*Exercise details:*
Skip the pictures and repeat each line of the data exactly.

*Information shown:*
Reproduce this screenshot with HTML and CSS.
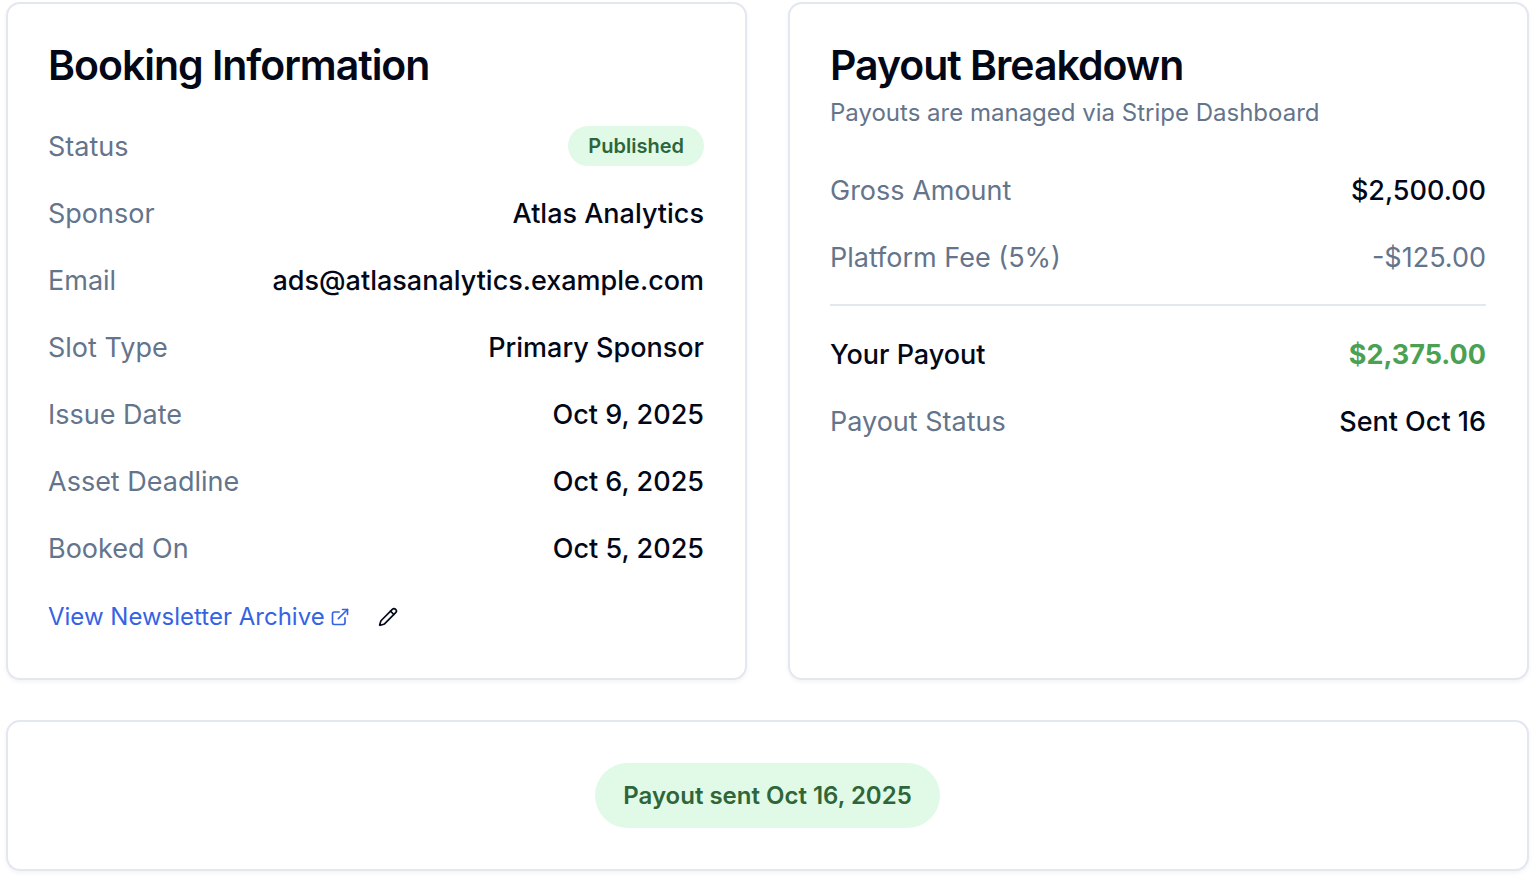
FILE: index.html
```html
<!DOCTYPE html>
<html lang="en">
<head>
    <meta charset="UTF-8">
    <meta name="viewport" content="width=device-width, initial-scale=1.0">
    <title>Booking Details</title>
    <link rel="stylesheet" href="styles.css">
</head>
<body>
    <main>
        <div class="cards">
            <section class="card">
                <h2>Booking Information</h2>
                <dl class="rows">
                    <div class="row"><dt>Status</dt><dd><span class="badge">Published</span></dd></div>
                    <div class="row"><dt>Sponsor</dt><dd>Atlas Analytics</dd></div>
                    <div class="row"><dt>Email</dt><dd>ads@atlasanalytics.example.com</dd></div>
                    <div class="row"><dt>Slot Type</dt><dd>Primary Sponsor</dd></div>
                    <div class="row"><dt>Issue Date</dt><dd>Oct 9, 2025</dd></div>
                    <div class="row"><dt>Asset Deadline</dt><dd>Oct 6, 2025</dd></div>
                    <div class="row"><dt>Booked On</dt><dd>Oct 5, 2025</dd></div>
                </dl>
                <div class="archive">
                    <a href="#">View Newsletter Archive
                        <svg class="icon" viewBox="0 0 24 24"><path d="M15 3h6v6"/><path d="M10 14 21 3"/><path d="M18 13v6a2 2 0 0 1-2 2H5a2 2 0 0 1-2-2V8a2 2 0 0 1 2-2h6"/></svg>
                    </a>
                    <button type="button" aria-label="Edit archive link">
                        <svg class="icon" viewBox="0 0 24 24"><path d="M21.174 6.812a1 1 0 0 0-3.986-3.987L3.842 16.174a2 2 0 0 0-.5.83l-1.321 4.352a.5.5 0 0 0 .623.622l4.353-1.32a2 2 0 0 0 .83-.497z"/><path d="m15 5 4 4"/></svg>
                    </button>
                </div>
            </section>

            <section class="card">
                <h2>Payout Breakdown</h2>
                <p class="description">Payouts are managed via Stripe Dashboard</p>
                <dl class="rows">
                    <div class="row"><dt>Gross Amount</dt><dd>$2,500.00</dd></div>
                    <div class="row"><dt>Platform Fee (5%)</dt><dd class="fee">-$125.00</dd></div>
                    <div class="row total"><dt>Your Payout</dt><dd>$2,375.00</dd></div>
                    <div class="row"><dt>Payout Status</dt><dd>Sent Oct 16</dd></div>
                </dl>
            </section>
        </div>

        <section class="card notice">
            <span class="badge badge-large">Payout sent Oct 16, 2025</span>
        </section>
    </main>
</body>
</html>
```
FILE: styles.css
```css
* { box-sizing: border-box; }
body { margin: 0; background: #fff; color: #020817; font-family: Inter, sans-serif; font-size: 27px; line-height: 42px; }
main { display: grid; gap: 40px; padding: 2px 9px 7px 6px; }
h2, p, dl, dd { margin: 0; }

.cards { display: grid; grid-template-columns: 1fr 1fr; gap: 41px; }
.card { padding: 40px 41px 40px 40px; background: #fff; border: 2px solid #e2e8f0; border-radius: 14px; box-shadow: 0 2px 4px rgba(0, 0, 0, 0.05); }
.card h2 { font-size: 41px; line-height: 42px; font-weight: 600; letter-spacing: -0.025em; }
.description { margin-top: 10px; font-size: 24px; line-height: 34px; color: #64748b; }

.rows { display: flex; flex-direction: column; gap: 25px; margin-top: 40px; }
.row { display: flex; justify-content: space-between; }
.row dt { color: #64748b; }
.row dd { display: flex; align-items: flex-start; font-weight: 500; }
.row .fee { font-weight: 400; color: #64748b; }
.total { padding-top: 28px; border-top: 2px solid #e2e8f0; }
.row.total dt { color: #020817; font-weight: 500; }
.total dd { font-weight: 700; color: #4aa154; }
.row.total dd { font-weight: 700; }

.badge { padding: 0 20px; border-radius: 40px; background: #e1fae7; color: #2f6639; font-size: 20px; line-height: 40px; font-weight: 600; }
.badge-large { padding: 0 28px; font-size: 24px; line-height: 65px; }

.archive { display: flex; align-items: center; gap: 18px; margin-top: 25px; }
.archive a { display: flex; align-items: center; gap: 5px; color: #3563e4; font-size: 24px; text-decoration: none; }
.archive button { display: flex; align-items: center; justify-content: center; height: 43px; padding: 0 10px; border: none; background: none; color: #020817; cursor: pointer; }
.icon { width: 20px; height: 20px; fill: none; stroke: currentColor; stroke-width: 2; stroke-linecap: round; stroke-linejoin: round; }

.notice { display: flex; justify-content: center; padding: 41px; }
```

*Solution to the exercise:*
Reproduce this screenshot with HTML and CSS.
FILE: index.html
```html
<!DOCTYPE html>
<html lang="en">
<head>
    <meta charset="UTF-8">
    <meta name="viewport" content="width=device-width, initial-scale=1.0">
    <title>Booking Details</title>
    <link rel="stylesheet" href="styles.css">
</head>
<body>
    <main>
        <div class="cards">
            <section class="card">
                <h2>Booking Information</h2>
                <dl class="rows">
                    <div class="row"><dt>Status</dt><dd><span class="badge">Published</span></dd></div>
                    <div class="row"><dt>Sponsor</dt><dd>Atlas Analytics</dd></div>
                    <div class="row"><dt>Email</dt><dd>ads@atlasanalytics.example.com</dd></div>
                    <div class="row"><dt>Slot Type</dt><dd>Primary Sponsor</dd></div>
                    <div class="row"><dt>Issue Date</dt><dd>Oct 9, 2025</dd></div>
                    <div class="row"><dt>Asset Deadline</dt><dd>Oct 6, 2025</dd></div>
                    <div class="row"><dt>Booked On</dt><dd>Oct 5, 2025</dd></div>
                </dl>
                <div class="archive">
                    <a href="#">View Newsletter Archive
                        <svg class="icon" viewBox="0 0 24 24"><path d="M15 3h6v6"/><path d="M10 14 21 3"/><path d="M18 13v6a2 2 0 0 1-2 2H5a2 2 0 0 1-2-2V8a2 2 0 0 1 2-2h6"/></svg>
                    </a>
                    <button type="button" aria-label="Edit archive link">
                        <svg class="icon" viewBox="0 0 24 24"><path d="M21.174 6.812a1 1 0 0 0-3.986-3.987L3.842 16.174a2 2 0 0 0-.5.83l-1.321 4.352a.5.5 0 0 0 .623.622l4.353-1.32a2 2 0 0 0 .83-.497z"/><path d="m15 5 4 4"/></svg>
                    </button>
                </div>
            </section>

            <section class="card">
                <h2>Payout Breakdown</h2>
                <p class="description">Payouts are managed via Stripe Dashboard</p>
                <dl class="rows">
                    <div class="row"><dt>Gross Amount</dt><dd>$2,500.00</dd></div>
                    <div class="row"><dt>Platform Fee (5%)</dt><dd class="fee">-$125.00</dd></div>
                    <div class="row total"><dt>Your Payout</dt><dd>$2,375.00</dd></div>
                    <div class="row"><dt>Payout Status</dt><dd>Sent Oct 16</dd></div>
                </dl>
            </section>
        </div>

        <section class="card notice">
            <span class="badge badge-large">Payout sent Oct 16, 2025</span>
        </section>
    </main>
</body>
</html>
```
FILE: styles.css
```css
* { box-sizing: border-box; }
body { margin: 0; background: #fff; color: #020817; font-family: Inter, sans-serif; font-size: 27px; line-height: 42px; }
main { display: grid; gap: 40px; padding: 2px 9px 7px 6px; }
h2, p, dl, dd { margin: 0; }

.cards { display: grid; grid-template-columns: 1fr 1fr; gap: 41px; }
.card { padding: 40px 41px 40px 40px; background: #fff; border: 2px solid #e2e8f0; border-radius: 14px; box-shadow: 0 2px 4px rgba(0, 0, 0, 0.05); }
.card h2 { font-size: 41px; line-height: 42px; font-weight: 600; letter-spacing: -0.025em; }
.description { margin-top: 10px; font-size: 24px; line-height: 34px; color: #64748b; }

.rows { display: flex; flex-direction: column; gap: 25px; margin-top: 40px; }
.row { display: flex; justify-content: space-between; }
.row dt { color: #64748b; }
.row dd { display: flex; align-items: flex-start; font-weight: 500; }
.row .fee { font-weight: 400; color: #64748b; }
.total { padding-top: 28px; border-top: 2px solid #e2e8f0; }
.row.total dt { color: #020817; font-weight: 500; }
.total dd { font-weight: 700; color: #4aa154; }
.row.total dd { font-weight: 700; }

.badge { padding: 0 20px; border-radius: 40px; background: #e1fae7; color: #2f6639; font-size: 20px; line-height: 40px; font-weight: 600; }
.badge-large { padding: 0 28px; font-size: 24px; line-height: 65px; }

.archive { display: flex; align-items: center; gap: 18px; margin-top: 25px; }
.archive a { display: flex; align-items: center; gap: 5px; color: #3563e4; font-size: 24px; text-decoration: none; }
.archive button { display: flex; align-items: center; justify-content: center; height: 43px; padding: 0 10px; border: none; background: none; color: #020817; cursor: pointer; }
.icon { width: 20px; height: 20px; fill: none; stroke: currentColor; stroke-width: 2; stroke-linecap: round; stroke-linejoin: round; }

.notice { display: flex; justify-content: center; padding: 41px; }
```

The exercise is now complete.